§ YOUR GOAL:
Repeat each entry in full, exactly.

§ MATERIAL TO PROCESS:

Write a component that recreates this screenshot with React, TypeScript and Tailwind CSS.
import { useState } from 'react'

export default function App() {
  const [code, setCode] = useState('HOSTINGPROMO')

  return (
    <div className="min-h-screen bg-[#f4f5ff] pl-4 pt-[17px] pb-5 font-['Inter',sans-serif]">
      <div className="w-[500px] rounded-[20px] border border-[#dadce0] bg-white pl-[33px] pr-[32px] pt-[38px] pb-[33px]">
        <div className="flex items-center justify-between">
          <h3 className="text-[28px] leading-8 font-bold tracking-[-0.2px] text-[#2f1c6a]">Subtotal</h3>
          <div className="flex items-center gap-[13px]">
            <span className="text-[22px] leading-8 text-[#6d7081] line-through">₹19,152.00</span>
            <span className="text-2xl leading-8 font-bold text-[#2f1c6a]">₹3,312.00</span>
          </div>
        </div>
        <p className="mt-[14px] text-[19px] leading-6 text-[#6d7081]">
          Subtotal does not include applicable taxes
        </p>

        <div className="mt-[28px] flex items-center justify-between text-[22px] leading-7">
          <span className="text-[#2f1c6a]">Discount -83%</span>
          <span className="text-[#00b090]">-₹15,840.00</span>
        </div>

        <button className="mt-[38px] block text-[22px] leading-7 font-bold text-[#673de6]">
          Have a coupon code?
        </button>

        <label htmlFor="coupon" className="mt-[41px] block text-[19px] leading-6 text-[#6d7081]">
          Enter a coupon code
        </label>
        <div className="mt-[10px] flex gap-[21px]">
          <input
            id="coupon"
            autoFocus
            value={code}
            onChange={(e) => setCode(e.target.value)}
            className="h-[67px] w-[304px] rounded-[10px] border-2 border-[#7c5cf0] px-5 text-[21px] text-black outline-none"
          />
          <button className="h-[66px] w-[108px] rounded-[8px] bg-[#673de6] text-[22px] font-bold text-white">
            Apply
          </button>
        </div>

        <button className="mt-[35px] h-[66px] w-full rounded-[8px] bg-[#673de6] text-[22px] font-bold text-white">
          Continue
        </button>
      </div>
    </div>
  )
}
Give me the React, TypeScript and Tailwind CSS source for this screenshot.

§ ANSWER BELOW:
Write a component that recreates this screenshot with React, TypeScript and Tailwind CSS.
import { useState } from 'react'

export default function App() {
  const [code, setCode] = useState('HOSTINGPROMO')

  return (
    <div className="min-h-screen bg-[#f4f5ff] pl-4 pt-[17px] pb-5 font-['Inter',sans-serif]">
      <div className="w-[500px] rounded-[20px] border border-[#dadce0] bg-white pl-[33px] pr-[32px] pt-[38px] pb-[33px]">
        <div className="flex items-center justify-between">
          <h3 className="text-[28px] leading-8 font-bold tracking-[-0.2px] text-[#2f1c6a]">Subtotal</h3>
          <div className="flex items-center gap-[13px]">
            <span className="text-[22px] leading-8 text-[#6d7081] line-through">₹19,152.00</span>
            <span className="text-2xl leading-8 font-bold text-[#2f1c6a]">₹3,312.00</span>
          </div>
        </div>
        <p className="mt-[14px] text-[19px] leading-6 text-[#6d7081]">
          Subtotal does not include applicable taxes
        </p>

        <div className="mt-[28px] flex items-center justify-between text-[22px] leading-7">
          <span className="text-[#2f1c6a]">Discount -83%</span>
          <span className="text-[#00b090]">-₹15,840.00</span>
        </div>

        <button className="mt-[38px] block text-[22px] leading-7 font-bold text-[#673de6]">
          Have a coupon code?
        </button>

        <label htmlFor="coupon" className="mt-[41px] block text-[19px] leading-6 text-[#6d7081]">
          Enter a coupon code
        </label>
        <div className="mt-[10px] flex gap-[21px]">
          <input
            id="coupon"
            autoFocus
            value={code}
            onChange={(e) => setCode(e.target.value)}
            className="h-[67px] w-[304px] rounded-[10px] border-2 border-[#7c5cf0] px-5 text-[21px] text-black outline-none"
          />
          <button className="h-[66px] w-[108px] rounded-[8px] bg-[#673de6] text-[22px] font-bold text-white">
            Apply
          </button>
        </div>

        <button className="mt-[35px] h-[66px] w-full rounded-[8px] bg-[#673de6] text-[22px] font-bold text-white">
          Continue
        </button>
      </div>
    </div>
  )
}
Give me the React, TypeScript and Tailwind CSS source for this screenshot.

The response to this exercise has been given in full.